In 1970 Chrysler Corporation was determined to get Chrysler Canada some notoriety for its all new Hemi Cuda. That was when a Canadian 1970 Plymouth Hemi Cuda NHRA race car was delivered to well known Canadian racer Jim Ronoghan along with a 1970 Dodge Ramp truck with which to campaign it. Ronoghan was a skilled race car builder and Chrysler’s agreement with him was that he would tweak the mph numbers but stay in the high 10 second ET’s. For the 1970 NHRA season Jim would win Western Canada’s Division 6 Championship in order to compete at the Winter Nationals in Pomona, California in Super Stock D as a 4-speed, a very competitive class. Jim called the car Old Trapper, a car many Canadians will remember today. It was an NHRA Division 6 record holder.
In the spring of 1971 Jim’s friend Garry Wolinski of Edmundton, Alberta acquired the car from Jim. He renamed it Tuff-A-Nuff, and for the next 12 years he raced the car in NHRA Super Stock D automatic.

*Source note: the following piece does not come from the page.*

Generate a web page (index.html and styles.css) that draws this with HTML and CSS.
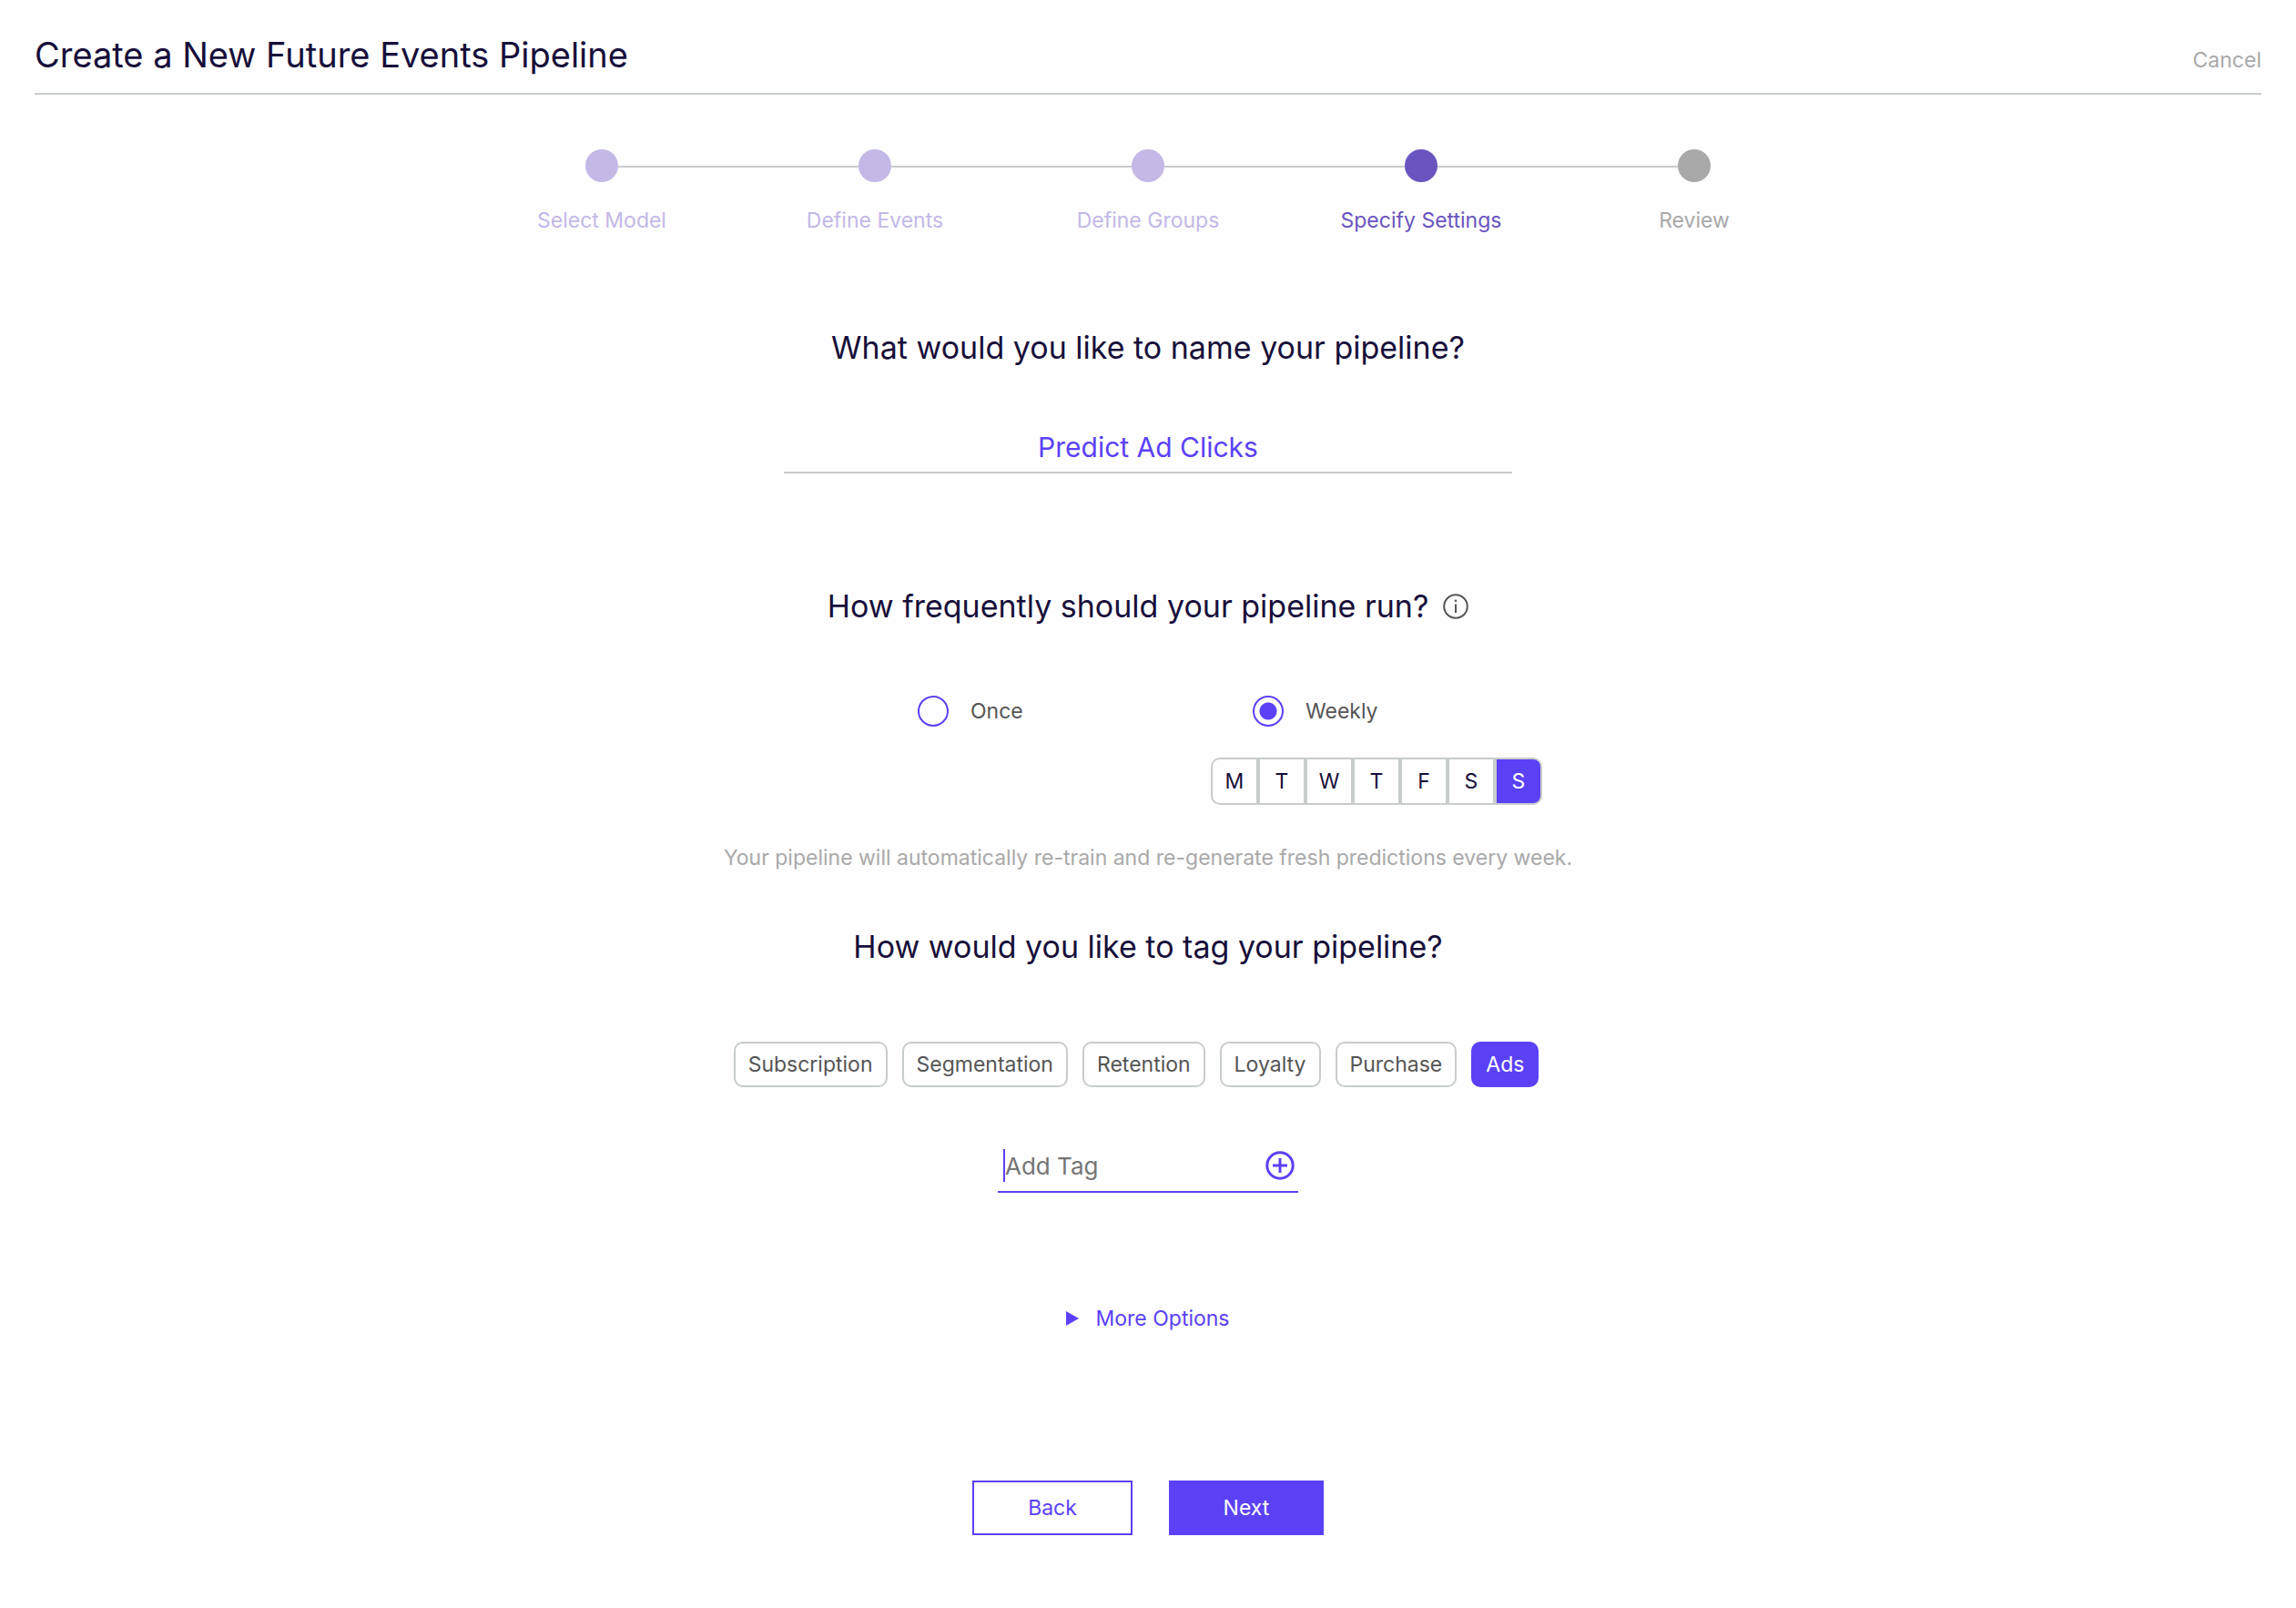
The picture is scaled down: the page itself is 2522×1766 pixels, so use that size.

The car was originally born with a Hemi 4-speed transmission, but had been converted to a 727 Torqueflite by Jim Ronoghan. Ronoghan had built the Hemi motor (which Garry believes is not the original engine.) He says he ran that same engine from 1971 to 1983. “The only thing I had to do to it was resleeve the block to strengthen the cylinder walls,” he told us. Wolinski’s best time was set at lower elevations on the California coast when he ran 10.20’s at 129.87 miles per hour. With cam and gearing changes he ran 10.90’s at 124.5 miles per hour in Edmunton which is 2,400 feet above sea level.
Wolinski now has offered his Canadian 1970 Plymouth Hemi Cuda for sale after showing the car for many years. He says he’ll only sell it to a nostalgia racing collector though. “I want it to go to a collector because this car has a lot of true racing history,” he said. Amazingly, he says his Hemi Cuda has just 1,936 original miles on it. Most of them were put on one quarter-mile at a time. “I would haul it to car shows,” he said, so that he never had to register it to drive it on the street.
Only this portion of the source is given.